Very secure hash functions today include SHA-256 and SHA-512, developed by the US National Security Agency/NSA in 2001, and bcrypt, developed in 1999 based on Blowfish. When you hear 128-bit encryption, it most likely is using SHA-512/256. SHA-2 series are required for most government applications; SHA-1 is being phased out because of increasing incidents of collision — when two different hash functions produce the same exact hash for different inputs. This would allow malware to use its own hash function (that mimics the legitimate hash function) to replace legitimate actions on a web server/client.

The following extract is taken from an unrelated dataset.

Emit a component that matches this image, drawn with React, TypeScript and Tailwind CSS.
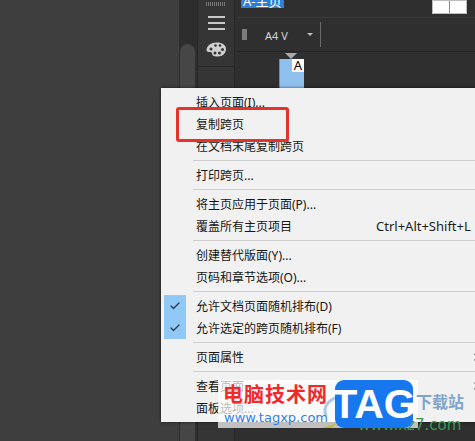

Bcrypt uses a salt and iteration count so that each consequent attack is slower even with increasing computation power, making it very costly for hackers in terms of time and resources. So, unlike

Imagine a world where many people are using the same passwords [reality check: many people already do this]. I could do a simple frequency analysis after stealing all these hashes and make an educated guess of what these users’ passwords are and then use this information to log into other sites.

From Fortune

Salts help prevent this. They are usually 29 characters long and are concatenated with the user password before this longer string is hashed. Both the hash and each individual’s salt is stored in the website database. Because each salt is generated randomly for each user, the web site can check if you have the right password if that password + the appended salt, when hashed, equals the hash stored in the database. But for a crook, it will be very difficult to reverse-engineer that password even if there are a bunch of people using the password “qwerty” because it will have to undo each salt + password combination for each user, one at a time. Very expensive indeed.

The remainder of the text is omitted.